Средневековый врач (Юрий) - страница 101

— Это ты благородный? Когда твои соплеменники еще в звериных шкурах с дубинами в руках бегали в лесах Рейна, мои строили города и храмы, с оружием в руках воевали против библейских народов. Наравне с первыми христианами их травили дикими зверями на аренах Римского Колизея. Ты посмотри на себя, в твоей бороде вши бегают, а вонь от тебя, благородный рыцарь, коня с ног свалит.

— Ты издеваешься надо мной, пользуясь тем, что я безоружный, это неблагородно.

— Во-первых, я не издеваюсь, а говорю правду, от тебя смердит, как от навозной кучи. А во-вторых, посылать священника на разведку и использовать тайну исповеди для сбора информации, это благородно? А нападать на вполовину уступающего тебе по силе, без объявления войны, это благородно? Хорошо, бой без доспехов, меч и кинжал, один на один. Тут рядом перекресток дорог, рыцарь, поединок до смерти одного из нас. Если ты победишь, все твои соратники в полном своем вооружении вернуться в замок. Если ты умрешь, они в цепях отправятся к судье в Толедо. В этом клянусь я, кастильский идальго Леви-Доранте.

— Генрих фон Бюлов, я принимаю твой вызов, еврей.

— Не могу сказать, что это честь для меня, тевтон, иди и возьми свое оружие.

Я решил сражаться хорошо привычными для меня скьявоной и дагой.
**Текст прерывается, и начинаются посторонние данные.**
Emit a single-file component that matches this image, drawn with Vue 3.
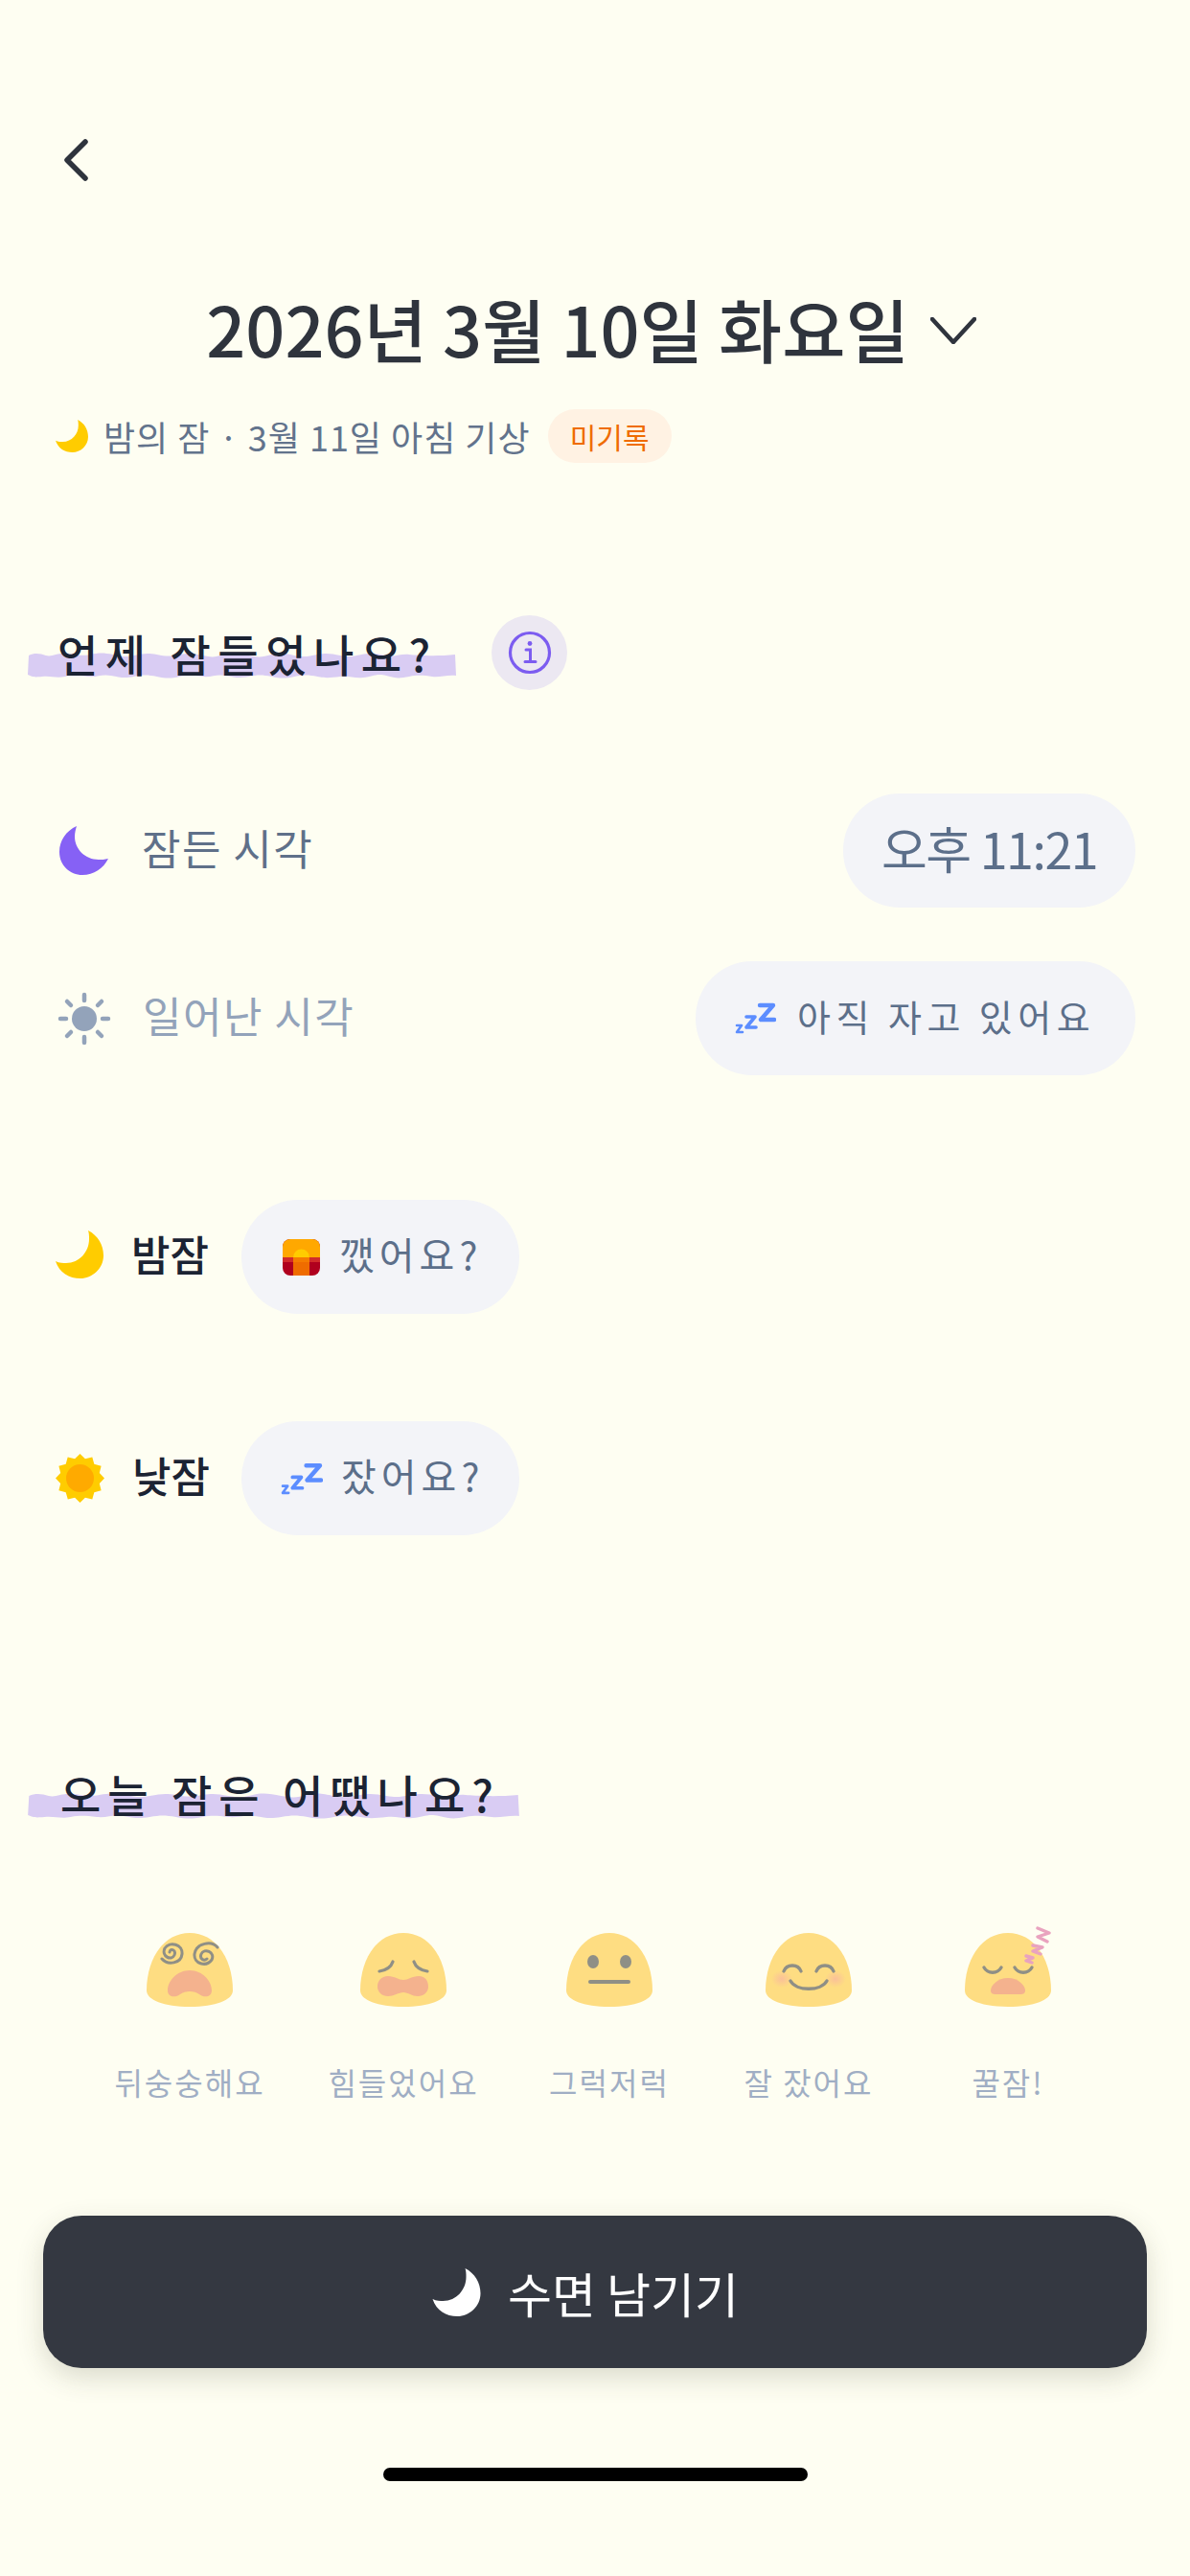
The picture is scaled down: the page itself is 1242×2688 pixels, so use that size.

Мой противник вооружился мизерикордом и бастардом.

— Я тебе сейчас обрежу то, что в детстве не дорезали, грязный еврей.

Мы скрестили клинки. Мой противник не был простым бахвалом. Он хорошо владел своим бастардом. Время, которое я провел здесь, научило меня, что от умения владеть мечом часто зависит жизнь человека. Я очень быстро избавился от "спортивного духа" фехтования. Поэтому, у меня уже не дрожала рука, когда мой меч погружался в тело врага. А, учитывая мой длительный стаж и владение разными техниками фехтования, все это сделало меня очень неудобным противником.

Уходя от удара, я обратной стороной своего меча почти перерубил левое запястье тевтона. Мизерикорд выпал. Рыцарь, понимая, что затягивая поединок, он просто истечет кровью, усилил натиск. Отведя дагой в сторону его меч, я ударом скьявоны отрубил ему предплечье почти у локтевого сустава. Рука с мечом упала на землю, а немец опустился на колени.

— Перетянуть ему руки, чтобы кровью не истек, и прижечь раны.

— Кабальеро, Яков, почему вы его просто не убили. Я же видел, что вы это могли сделать раза три.

Спросил мой командир дружины, и все вопросительно уставились на меня.

— Минимум четыре раза, дорогой Бернардо. Зато я после всех его оскорблений желаю ему прожить долгую жизнь. И каждый раз, когда он захочет облегчиться, слуга будет вынимать его вялый отросток, пусть он вспоминает еврея, из-за которого такой гордый рыцарь и помочиться самостоятельно не может.